How many of our leaders who decide how lazy poor people are and how much and what type of assistance they should get have ever gone hungry? Or had to rely on outside assistance to get by? How many of the leaders who have presided over the increase of the US prison population to the highest per capita in the developed world have spent time locked inside a cell?

No, I am not trying to make the case that only poor people and criminals can run the country. But I am suggesting that maybe people who have no understanding of poverty and social oppression cannot run the country well. And I don’t think one needs to bankrupt oneself or go to jail to gain this understanding. Compassion is what is needed.

Mandela was compassionate. Like many other great figures in history, he did not seek revenge against his oppressors. He knew that he was fighting oppression, not for the right to oppress. He knew that suffering was something that should end, not be passed on, and he went with the idea of truth and reconciliation rather than revenge.

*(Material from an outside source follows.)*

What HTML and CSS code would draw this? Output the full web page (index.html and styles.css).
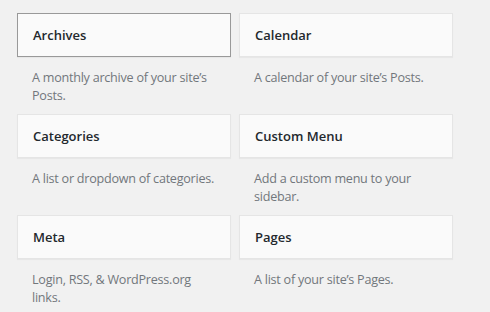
FILE: index.html
```html
<!DOCTYPE html>
<html>
<head>
<meta charset="utf-8">
<link rel="stylesheet" href="styles.css">
</head>
<body>
<div class="widget-list">
  <div class="widget">
    <div class="widget-top focused"><h3>Archives</h3></div>
    <p class="widget-description">A monthly archive of your site’s Posts.</p>
  </div>
  <div class="widget">
    <div class="widget-top"><h3>Calendar</h3></div>
    <p class="widget-description">A calendar of your site’s Posts.</p>
  </div>
  <div class="widget">
    <div class="widget-top"><h3>Categories</h3></div>
    <p class="widget-description">A list or dropdown of categories.</p>
  </div>
  <div class="widget">
    <div class="widget-top"><h3>Custom Menu</h3></div>
    <p class="widget-description">Add a custom menu to your sidebar.</p>
  </div>
  <div class="widget">
    <div class="widget-top"><h3>Meta</h3></div>
    <p class="widget-description">Login, RSS, &amp; WordPress.org links.</p>
  </div>
  <div class="widget">
    <div class="widget-top"><h3>Pages</h3></div>
    <p class="widget-description">A list of your site’s Pages.</p>
  </div>
</div>
</body>
</html>
```

FILE: styles.css
```css
html, body {
  margin: 0;
  padding: 0;
  background: #f1f1f1;
}
body {
  font-family: "Open Sans", "Liberation Sans", sans-serif;
  width: 490px;
  height: 312px;
  overflow: hidden;
}
.widget-list {
  display: grid;
  grid-template-columns: 214px 214px;
  column-gap: 8px;
  padding: 13px 0 0 17px;
}
.widget {
  height: 101px;
}
.widget-top {
  box-sizing: border-box;
  height: 44px;
  background: #fafafa;
  border: 1px solid #e5e5e5;
  box-shadow: 0 1px 1px rgba(0, 0, 0, 0.04);
  display: flex;
  align-items: center;
  padding: 0 15px;
}
.widget-top.focused {
  border-color: #999;
}
.widget-top h3 {
  margin: 0;
  font-size: 13px;
  font-weight: 600;
  line-height: 1;
  color: #23282d;
}
.widget-description {
  margin: 0;
  padding: 12px 15px 0 15px;
  font-size: 12.6px;
  letter-spacing: -0.25px;
  line-height: 18px;
  color: #72777c;
}
```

Suffering makes it easier to be compassionate. Actually, they are interchangeable, because compassion literally means to feel others’ suffering, just as it means to feel their joy. All it takes is not separating the world into me (or us) and them.

Since there really is very little chance of anyone with a background similar to Nelson Mandela’s coming to lead the United States out of what looks ever more like a form of social apartheid, what would it take for someone to attain a similar stature as a great statesman? The spokesperson for an era?

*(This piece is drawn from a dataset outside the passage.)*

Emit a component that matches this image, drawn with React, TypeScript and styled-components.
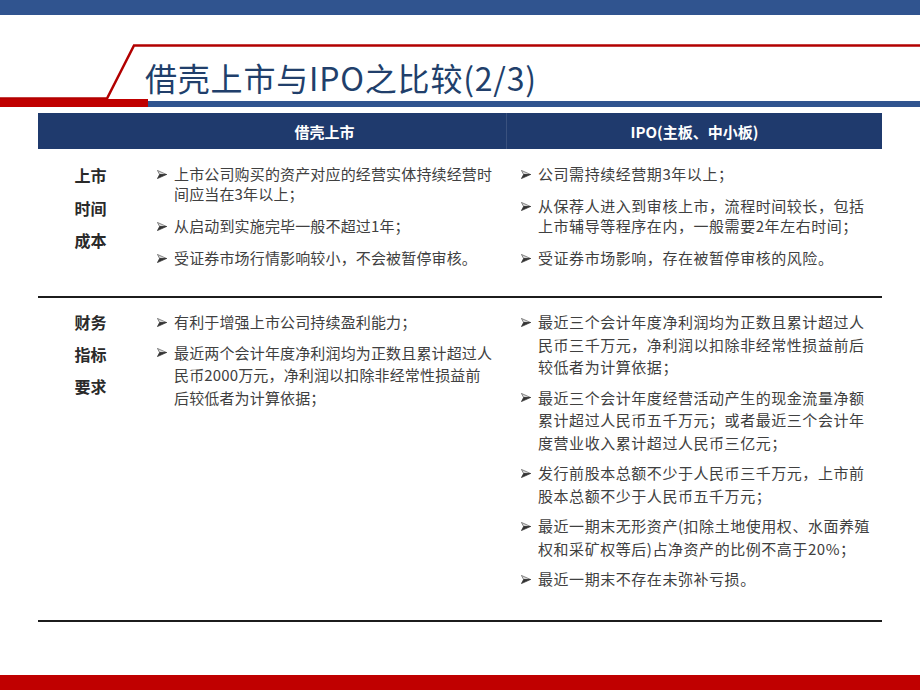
import React from "react";
import styled, { createGlobalStyle } from "styled-components";

const GlobalStyle = createGlobalStyle`
  html, body { margin: 0; padding: 0; background: #ffffff; }
  body { font-family: "Noto Sans CJK SC", "Noto Sans", sans-serif; }
`;

const Slide = styled.div`
  width: 920px;
  height: 690px;
  display: flex;
  flex-direction: column;
  overflow: hidden;
  background: #ffffff;
`;

const TopBar = styled.div`
  flex: none;
  height: 15px;
  background: #30548f;
`;

const TitleArea = styled.div`
  position: relative;
  flex: none;
  height: 84px;
  box-sizing: border-box;
  padding: 44px 0 0 145px;
`;

const Frame = styled.svg`
  position: absolute;
  left: 0;
  top: 0;
`;

const Title = styled.h1`
  position: relative;
  margin: 0;
  font-size: 32px;
  line-height: 36px;
  font-weight: 400;
  letter-spacing: 0.8px;
  color: #213f6b;
  white-space: nowrap;
`;

const BarRow = styled.div`
  flex: none;
  display: flex;
  height: 8px;
`;

const RedSeg = styled.div`
  width: 148px;
  background: #c00000;
`;

const BlueSeg = styled.div`
  flex: 1;
  height: 6px;
  align-self: flex-end;
  background: #30548f;
`;

const Table = styled.div`
  flex: none;
  margin: 6px 38px 0;
  display: flex;
  flex-direction: column;
`;

const HeaderRow = styled.div`
  display: grid;
  grid-template-columns: 105px 363px 1fr;
  height: 36px;
  background: #1f3a6d;
`;

const HeaderCell = styled.div<{ $divider?: boolean }>`
  display: flex;
  align-items: center;
  justify-content: center;
  color: #ffffff;
  font-size: 15px;
  font-weight: 700;
  border-left: ${(p) => (p.$divider ? "1px solid rgba(255,255,255,0.12)" : "none")};
`;

const Row = styled.div<{ $height: number }>`
  display: grid;
  grid-template-columns: 105px 363px 1fr;
  height: ${(p) => p.$height}px;
  box-sizing: border-box;
  border-bottom: 2px solid #1c1c1c;
`;

const LabelCell = styled.div<{ $top: number; $lh: number }>`
  padding-top: ${(p) => p.$top}px;
  text-align: center;
  font-size: 16px;
  font-weight: 700;
  line-height: ${(p) => p.$lh}px;
  color: #2a2a2a;
`;

const BulletCell = styled.div<{ $top: number; $left: number }>`
  padding-top: ${(p) => p.$top}px;
  padding-left: ${(p) => p.$left}px;
`;

const Bullet = styled.div<{ $gap: number; $lh: number }>`
  display: flex;
  margin-bottom: ${(p) => p.$gap}px;
  line-height: ${(p) => p.$lh}px;
`;

const ArrowBox = styled.span<{ $lh: number }>`
  flex: none;
  width: 17px;
  height: ${(p) => p.$lh}px;
  display: flex;
  align-items: center;
`;

const BulletText = styled.div<{ $ls: number }>`
  font-size: 15px;
  color: #404040;
  white-space: nowrap;
  letter-spacing: ${(p) => p.$ls}px;
`;

const Line = styled.div``;

const Spacer = styled.div`
  flex: 1;
`;

const BottomBar = styled.div`
  flex: none;
  height: 15px;
  background: #c00000;
`;

function ArrowHead() {
  return (
    <svg width="10" height="9" viewBox="0 0 10 9">
      <polygon points="0.4,0.4 9.6,4.5 2.6,4.5" fill="#d6d6d6" stroke="#5a5a5a" strokeWidth="0.7" strokeLinejoin="round" />
      <polygon points="2.6,4.5 9.6,4.5 0.4,8.6" fill="#333333" stroke="#333333" strokeWidth="0.7" strokeLinejoin="round" />
    </svg>
  );
}

type RowData = {
  label: string[];
  height: number;
  labelTop: number;
  labelLh: number;
  bulletTop: number;
  lh: number;
  gap: number;
  left: string[][];
  right: string[][];
};

const rows: RowData[] = [
  {
    label: ["上市", "时间", "成本"],
    height: 149,
    labelTop: 10,
    labelLh: 32.5,
    bulletTop: 15,
    lh: 20,
    gap: 12,
    left: [
      ["上市公司购买的资产对应的经营实体持续经营时", "间应当在3年以上；"],
      ["从启动到实施完毕一般不超过1年；"],
      ["受证券市场行情影响较小，不会被暂停审核。"],
    ],
    right: [
      ["公司需持续经营期3年以上；"],
      ["从保荐人进入到审核上市，流程时间较长，包括", "上市辅导等程序在内，一般需要2年左右时间；"],
      ["受证券市场影响，存在被暂停审核的风险。"],
    ],
  },
  {
    label: ["财务", "指标", "要求"],
    height: 324,
    labelTop: 8,
    labelLh: 32,
    bulletTop: 13,
    lh: 22.5,
    gap: 8,
    left: [
      ["有利于增强上市公司持续盈利能力；"],
      ["最近两个会计年度净利润均为正数且累计超过人", "民币2000万元，净利润以扣除非经常性损益前", "后较低者为计算依据；"],
    ],
    right: [
      ["最近三个会计年度净利润均为正数且累计超过人", "民币三千万元，净利润以扣除非经常性损益前后", "较低者为计算依据；"],
      ["最近三个会计年度经营活动产生的现金流量净额", "累计超过人民币五千万元；或者最近三个会计年", "度营业收入累计超过人民币三亿元；"],
      ["发行前股本总额不少于人民币三千万元，上市前", "股本总额不少于人民币五千万元；"],
      ["最近一期末无形资产(扣除土地使用权、水面养殖", "权和采矿权等后)占净资产的比例不高于20%；"],
      ["最近一期末不存在未弥补亏损。"],
    ],
  },
];

function Bullets({ items, lh, gap, ls }: { items: string[][]; lh: number; gap: number; ls: number }) {
  return (
    <>
      {items.map((lines, i) => (
        <Bullet key={i} $gap={gap} $lh={lh}>
          <ArrowBox $lh={lh}>
            <ArrowHead />
          </ArrowBox>
          <BulletText $ls={ls}>
            {lines.map((l, j) => (
              <Line key={j}>{l}</Line>
            ))}
          </BulletText>
        </Bullet>
      ))}
    </>
  );
}

export default function App() {
  return (
    <>
      <GlobalStyle />
      <Slide>
        <TopBar />
        <TitleArea>
          <Frame width="920" height="84" viewBox="0 0 920 84">
            <polyline
              points="920,30.5 134,30.5 107,83.5 0,83.5"
              fill="none"
              stroke="#b20000"
              strokeWidth="2.5"
            />
          </Frame>
          <Title>借壳上市与IPO之比较(2/3)</Title>
        </TitleArea>
        <BarRow>
          <RedSeg />
          <BlueSeg />
        </BarRow>
        <Table>
          <HeaderRow>
            <HeaderCell />
            <HeaderCell>借壳上市</HeaderCell>
            <HeaderCell $divider>IPO(主板、中小板)</HeaderCell>
          </HeaderRow>
          {rows.map((r, i) => (
            <Row key={i} $height={r.height}>
              <LabelCell $top={r.labelTop} $lh={r.labelLh}>
                {r.label.map((t) => (
                  <div key={t}>{t}</div>
                ))}
              </LabelCell>
              <BulletCell $top={r.bulletTop} $left={14}>
                <Bullets items={r.left} lh={r.lh} gap={r.gap} ls={0.15} />
              </BulletCell>
              <BulletCell $top={r.bulletTop} $left={15}>
                <Bullets items={r.right} lh={r.lh} gap={r.gap} ls={0.55} />
              </BulletCell>
            </Row>
          ))}
        </Table>
        <Spacer />
        <BottomBar />
      </Slide>
    </>
  );
}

In the US context it would mean making the poor first-class citizens, on a par with the rich but without demeaning anyone. It would mean protecting the rights of ordinary people from being trampled by the legal might of corporations with their vast resources, while protecting the legitimate rights of businesses. It would mean treating everyone with respect and inviting them to do the same, and to be willing to sacrifice some of what they have and some of what they are sure of so that we can create something better than what we have, in ways that we might not think would work.

Nelson Mandela was a great man, and a politician insofar as he needed to be one, but he answered the need for greatness in a particular time and place. Greatness is also needed for our time and place. It will not be Mandela who answers the call, but it will be someone or some ones who know poverty and social oppression intimately — either because they have lived through them or because they feel them just the same.

One thought on “Mandela and a need for greatness

  1. Bob Bonnici

    Here! Here! Mandela will be truly missed. For an interesting contrast, look at Teddy Roosevelt in Kearn’s The Bully Pulpit as he attempted to correct the corrupt powers of early 20th century America. Seems remarkably similar to the greediness of America today.